USRC Tigers have a semi-professional Men’s and Women’s team in the HKRFU Premiership, the highest league in Hong Kong rugby.
Furthermore USRC Tigers field teams adult, development and social teams in Prem A and several lower leagues.

Youth are playing their games in the Youth Premiership while Minis have several inter-club festivals throughout the season.

== Club structure ==
The club is divided into three main sporting divisions: Senior, Youth, and Mini; each division has its own committee, and sections for girls/women's rugby. The club is run by a General Committee consisting of six Elected Members and three ex officio members, who are the chairmen of each of the Seniors Colts and Minis, and a number of co-opted members. It also has activities on a social level for adults.

poster publicising the Rugby Grand Championships in 2011

The DeA 1st, 2nd and 3rd XV all reached the finals in 2010/2011 season.

=== Youth-rugby section ===
The Colts are youth section, for children aged between 12 and 18.
Tigers Youth rugby is the largest and most successful Youth rugby section of any club in Hong Kong having won many successive U19 championship titles.

=== Mini-rugby section ===
The Minis cater for children from the age of 4 up to the age of 11. Minis play touch rugby from 4 years onwards while full contact tackling is gradually introduced for kids aged 8 years.
The Tiger Minis usually train on Sunday mornings at their home ground at Kings Park.
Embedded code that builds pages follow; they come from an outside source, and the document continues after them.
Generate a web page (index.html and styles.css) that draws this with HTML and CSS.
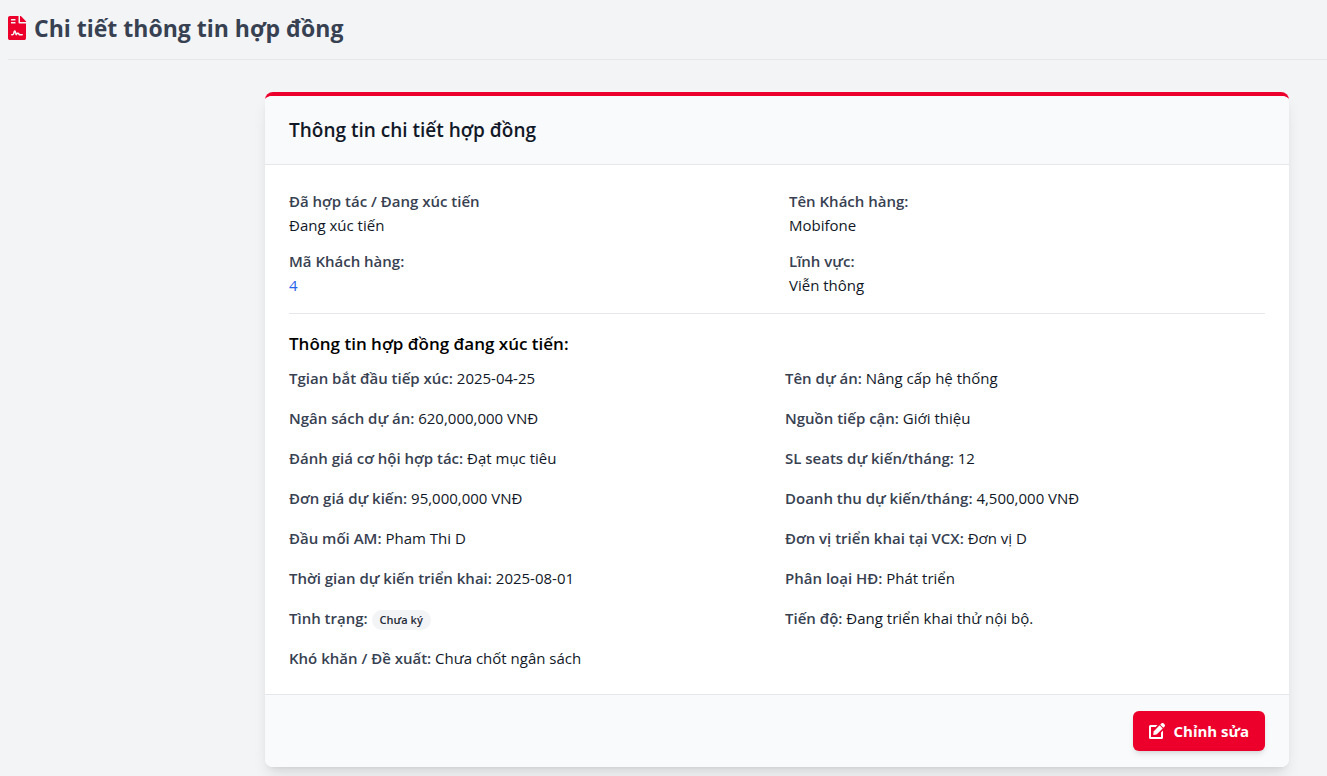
FILE: index.html
```html
<!DOCTYPE html>
<html lang="vi">
<head>
<meta charset="utf-8">
<meta name="viewport" content="width=device-width, initial-scale=1">
<title>Chi tiết thông tin hợp đồng</title>
<link rel="stylesheet" href="styles.css">
</head>
<body>
<header class="page-header">
  <svg class="page-icon" viewBox="0 0 384 512" aria-hidden="true"><path fill="currentColor" d="M224 136V0H40C18 0 0 18 0 40v432c0 22 18 40 40 40h304c22 0 40-18 40-40V160H248c-13.2 0-24-10.8-24-24zM64 72c0-4.42 3.58-8 8-8h80c4.42 0 8 3.58 8 8v16c0 4.42-3.58 8-8 8H72c-4.42 0-8-3.58-8-8V72zm0 64c0-4.42 3.58-8 8-8h80c4.42 0 8 3.58 8 8v16c0 4.42-3.58 8-8 8H72c-4.42 0-8-3.58-8-8v-16zm192.81 248H304c8.84 0 16 7.16 16 16s-7.16 16-16 16h-47.19c-16.45 0-31.5-9.14-38.64-23.18-2.94-5.92-8.09-6.52-10.17-6.52s-7.23.59-10.02 6.19l-7.67 15.34a15.986 15.986 0 0 1-14.31 8.84c-.38 0-.75-.02-1.14-.05-6.45-.45-12-4.75-14.03-10.89L144 354.59l-10.61 31.88c-5.89 17.66-22.38 29.53-41 29.53H80c-8.84 0-16-7.16-16-16s7.16-16 16-16h12.39c4.83 0 9.11-3.08 10.64-7.66l18.19-54.64c3.3-9.81 12.44-16.41 22.78-16.41s19.48 6.59 22.77 16.41l13.88 41.64c19.77-16.19 54.05-9.7 66 14.16 2.02 4.06 5.96 6.5 10.16 6.5zM377 105L279.1 7c-4.5-4.5-10.6-7-17-7H256v128h128v-6.1c0-6.3-2.5-12.4-7-16.9z"/></svg>
  <h1 class="page-title">Chi tiết thông tin hợp đồng</h1>
</header>
<main class="content">
  <article class="card">
    <div class="card-header"><h2 class="card-title">Thông tin chi tiết hợp đồng</h2></div>
    <div class="card-body">
      <dl class="summary">
        <div><dt>Đã hợp tác / Đang xúc tiến</dt><dd>Đang xúc tiến</dd></div>
        <div><dt>Tên Khách hàng:</dt><dd>Mobifone</dd></div>
        <div><dt>Mã Khách hàng:</dt><dd><a class="link" href="#">4</a></dd></div>
        <div><dt>Lĩnh vực:</dt><dd>Viễn thông</dd></div>
      </dl>
      <h3 class="section-title">Thông tin hợp đồng đang xúc tiến:</h3>
      <div class="details">
        <p><strong>Tgian bắt đầu tiếp xúc:</strong> 2025-04-25</p>
        <p><strong>Tên dự án:</strong> Nâng cấp hệ thống</p>
        <p><strong>Ngân sách dự án:</strong> 620,000,000 VNĐ</p>
        <p><strong>Nguồn tiếp cận:</strong> Giới thiệu</p>
        <p><strong>Đánh giá cơ hội hợp tác:</strong> Đạt mục tiêu</p>
        <p><strong>SL seats dự kiến/tháng:</strong> 12</p>
        <p><strong>Đơn giá dự kiến:</strong> 95,000,000 VNĐ</p>
        <p><strong>Doanh thu dự kiến/tháng:</strong> 4,500,000 VNĐ</p>
        <p><strong>Đầu mối AM:</strong> Pham Thi D</p>
        <p><strong>Đơn vị triển khai tại VCX:</strong> Đơn vị D</p>
        <p><strong>Thời gian dự kiến triển khai:</strong> 2025-08-01</p>
        <p><strong>Phân loại HĐ:</strong> Phát triển</p>
        <p><strong>Tình trạng:</strong> <span class="badge">Chưa ký</span></p>
        <p><strong>Tiến độ:</strong> Đang triển khai thử nội bộ.</p>
        <p><strong>Khó khăn / Đề xuất:</strong> Chưa chốt ngân sách</p>
      </div>
    </div>
    <div class="card-footer">
      <button class="button" type="button">
        <svg class="button-icon" viewBox="0 0 16 16" aria-hidden="true"><g fill="currentColor"><path d="M1.5 2H8.5L6.7 4H2V14H12V9.4L14 7.5V14.5A1.5 1.5 0 0 1 12.5 16H1.5A1.5 1.5 0 0 1 0 14.5V3.5A1.5 1.5 0 0 1 1.5 2z"/><path d="M10.6 2.3L13.7 5.4L7.6 11.5L4.2 12L4.6 8.4z"/><path d="M11.2 1.7L12.3 .6A1.7 1.7 0 0 1 14.8 .6L15.4 1.2A1.7 1.7 0 0 1 15.4 3.7L14.3 4.8z"/></g></svg>
        Chỉnh sửa
      </button>
    </div>
  </article>
</main>
</body>
</html>
```
FILE: styles.css
```css
* { box-sizing: border-box; margin: 0; padding: 0; }

body {
  padding: 12px 0 9px 8px;
  background: #f3f4f6;
  color: #111827;
  font-family: "Segoe UI", "Open Sans", "Noto Sans", sans-serif;
  font-size: 15px;
  line-height: 24px;
}

.page-header {
  display: flex;
  align-items: center;
  gap: 8px;
  padding-bottom: 15px;
  border-bottom: 1px solid #e5e7eb;
}
.page-icon { width: 18px; height: 24px; color: #ec002b; }
.page-title { color: #374151; font-size: 23px; font-weight: 700; line-height: 32px; }

.content {
  display: flex;
  justify-content: flex-end;
  padding: 32px 38px 0 0;
}

.card {
  width: 100%;
  max-width: 1024px;
  overflow: hidden;
  background: #fff;
  border-top: 4px solid #ec002b;
  border-radius: 8px;
  box-shadow: 0 10px 15px -3px rgba(0, 0, 0, .1), 0 4px 6px -4px rgba(0, 0, 0, .1);
}
.card-header {
  padding: 20px 24px;
  background: #f9fafb;
  border-bottom: 1px solid #e5e7eb;
}
.card-title { font-size: 19px; font-weight: 600; line-height: 28px; }
.card-body { padding: 24px; }

.summary {
  display: grid;
  grid-template-columns: 1fr 1fr;
  gap: 12px 24px;
  padding-bottom: 16px;
  border-bottom: 1px solid #e5e7eb;
}
.summary dt, .details strong { color: #374151; font-weight: 600; }
.link { color: #2563eb; text-decoration: none; }

.section-title {
  margin: 16px 0 8px;
  color: #000;
  font-size: 17px;
  font-weight: 600;
  line-height: 28px;
}
.details {
  display: grid;
  grid-template-columns: 1fr 1fr;
  grid-auto-rows: minmax(24px, auto);
  gap: 16px;
}
.badge {
  display: inline-block;
  padding: 2px 8px;
  background: #f3f4f6;
  color: #1f2937;
  border-radius: 10px;
  font-size: 11px;
  font-weight: 600;
  line-height: 16px;
}

.card-footer {
  display: flex;
  justify-content: flex-end;
  padding: 16px 24px;
  background: #f9fafb;
  border-top: 1px solid #e5e7eb;
}
.button {
  display: flex;
  align-items: center;
  gap: 8px;
  padding: 8px 16px;
  border: 0;
  border-radius: 6px;
  background: #ec002b;
  color: #fff;
  box-shadow: 0 4px 6px -1px rgba(0, 0, 0, .1), 0 2px 4px -2px rgba(0, 0, 0, .1);
  font: 700 15px/24px "Segoe UI", "Open Sans", "Noto Sans", sans-serif;
  cursor: pointer;
}
.button-icon { width: 16px; height: 16px; }
```
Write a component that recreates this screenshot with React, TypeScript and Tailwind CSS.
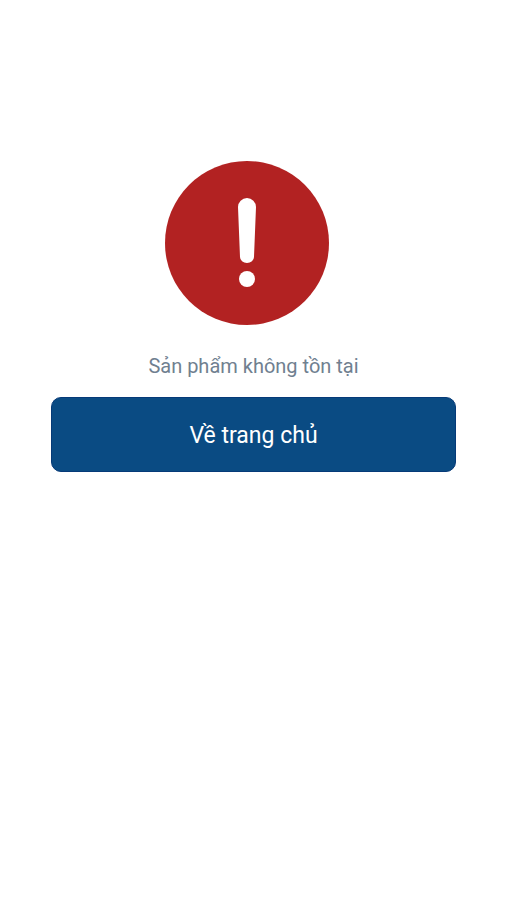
export default function App() {
  return (
    <main className="min-h-screen bg-white pt-40 pr-[50px] pl-[51px] font-[Roboto,sans-serif]">
      <svg className="mx-auto block h-[166px] w-[179px]" viewBox="0 0 179 166" aria-hidden="true">
        <circle cx="83" cy="83" r="82" fill="#b22222" />
        <path d="M74 47a9 9 0 0 1 18 0l-2 50a7 6 0 0 1-14 0z" fill="#fff" />
        <circle cx="83" cy="119" r="8" fill="#fff" />
      </svg>
      <p className="mt-7 text-center text-xl leading-6 text-[#708090]">Sản phẩm không tồn tại</p>
      <button type="button" className="mt-[19px] h-[75px] w-full rounded-[10px] border border-[#063a78] bg-[#0a4b83] pt-0.5 text-center text-[23px] leading-7 text-white">
        Về trang chủ
      </button>
    </main>
  );
}
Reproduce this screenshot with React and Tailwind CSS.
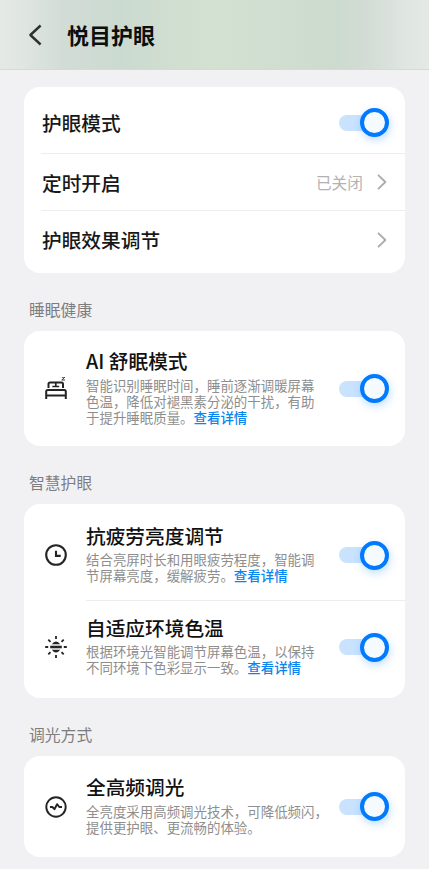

Every November they are hosting Tigerfest, one of the largest mini rugby festivals in the world, often with over 3,500 participating players.

=== Vice presidents ===
There is a further unofficial section consisting of distinguished former players, club officials, coaches and supporters called The Grey Commandos.

== Affiliations ==
As of August 2014, Tigers RFC is associated with the United Services Recreation Club.
In the 2017-18 season, USRC Tigers came top of the league with 39 points.